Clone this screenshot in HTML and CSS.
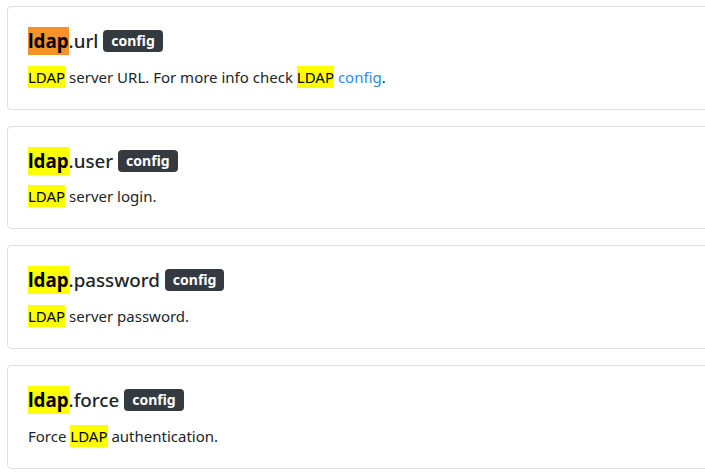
FILE: index.html
```html
<!DOCTYPE html>
<html lang="en">
<head>
<meta charset="utf-8">
<link rel="stylesheet" href="styles.css">
</head>
<body>
<div class="list">
  <div class="card">
    <h5 class="title"><mark class="hl-current">ldap</mark>.url <span class="badge">config</span></h5>
    <p class="desc"><mark>LDAP</mark> server URL. For more info check <mark>LDAP</mark> <a href="#">config</a>.</p>
  </div>
  <div class="card">
    <h5 class="title"><mark>ldap</mark>.user <span class="badge">config</span></h5>
    <p class="desc"><mark>LDAP</mark> server login.</p>
  </div>
  <div class="card">
    <h5 class="title"><mark>ldap</mark>.password <span class="badge">config</span></h5>
    <p class="desc"><mark>LDAP</mark> server password.</p>
  </div>
  <div class="card">
    <h5 class="title"><mark>ldap</mark>.force <span class="badge">config</span></h5>
    <p class="desc">Force <mark>LDAP</mark> authentication.</p>
  </div>
</div>
</body>
</html>
```
FILE: styles.css
```css
html, body {
  margin: 0;
  padding: 0;
  background: #fff;
  overflow: hidden;
}
body {
  font-family: "Noto Sans", "Open Sans", sans-serif;
  font-size: 15px;
  line-height: 24px;
  color: #212529;
}
.list {
  padding: 6px 0 0 7px;
  width: 740px;
}
.card {
  border: 1px solid #dfdfdf;
  border-radius: 4px;
  padding: 20px;
  margin-bottom: 16px;
  background: #fff;
}
.title {
  margin: 0 0 11.67px;
  font-size: 18.75px;
  font-weight: 500;
  line-height: 26px;
  padding-top: 1px;
  height: 25px;
}
mark {
  background: #ffff00;
  color: #000;
  padding: 0;
}
.desc mark {
  padding: 1px 0;
}
.title mark {
  font-weight: 700;
  padding: 1px 0 2px;
}
mark.hl-current {
  background: #f7922a;
}
.badge {
  display: inline-block;
  background: #343a40;
  color: #fff;
  font-size: 14px;
  font-weight: 700;
  line-height: 1;
  padding: 4px 8px;
  border-radius: 4px;
  vertical-align: 2px;
}
.desc {
  margin: 0;
}
a {
  color: #3389f0;
  text-decoration: none;
}
```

_____

§ GOAL: In the copy, include no pictures; restate the listing above exactly.

§ FINISHED EXERCISE:
Clone this screenshot in HTML and CSS.
FILE: index.html
```html
<!DOCTYPE html>
<html lang="en">
<head>
<meta charset="utf-8">
<link rel="stylesheet" href="styles.css">
</head>
<body>
<div class="list">
  <div class="card">
    <h5 class="title"><mark class="hl-current">ldap</mark>.url <span class="badge">config</span></h5>
    <p class="desc"><mark>LDAP</mark> server URL. For more info check <mark>LDAP</mark> <a href="#">config</a>.</p>
  </div>
  <div class="card">
    <h5 class="title"><mark>ldap</mark>.user <span class="badge">config</span></h5>
    <p class="desc"><mark>LDAP</mark> server login.</p>
  </div>
  <div class="card">
    <h5 class="title"><mark>ldap</mark>.password <span class="badge">config</span></h5>
    <p class="desc"><mark>LDAP</mark> server password.</p>
  </div>
  <div class="card">
    <h5 class="title"><mark>ldap</mark>.force <span class="badge">config</span></h5>
    <p class="desc">Force <mark>LDAP</mark> authentication.</p>
  </div>
</div>
</body>
</html>
```
FILE: styles.css
```css
html, body {
  margin: 0;
  padding: 0;
  background: #fff;
  overflow: hidden;
}
body {
  font-family: "Noto Sans", "Open Sans", sans-serif;
  font-size: 15px;
  line-height: 24px;
  color: #212529;
}
.list {
  padding: 6px 0 0 7px;
  width: 740px;
}
.card {
  border: 1px solid #dfdfdf;
  border-radius: 4px;
  padding: 20px;
  margin-bottom: 16px;
  background: #fff;
}
.title {
  margin: 0 0 11.67px;
  font-size: 18.75px;
  font-weight: 500;
  line-height: 26px;
  padding-top: 1px;
  height: 25px;
}
mark {
  background: #ffff00;
  color: #000;
  padding: 0;
}
.desc mark {
  padding: 1px 0;
}
.title mark {
  font-weight: 700;
  padding: 1px 0 2px;
}
mark.hl-current {
  background: #f7922a;
}
.badge {
  display: inline-block;
  background: #343a40;
  color: #fff;
  font-size: 14px;
  font-weight: 700;
  line-height: 1;
  padding: 4px 8px;
  border-radius: 4px;
  vertical-align: 2px;
}
.desc {
  margin: 0;
}
a {
  color: #3389f0;
  text-decoration: none;
}
```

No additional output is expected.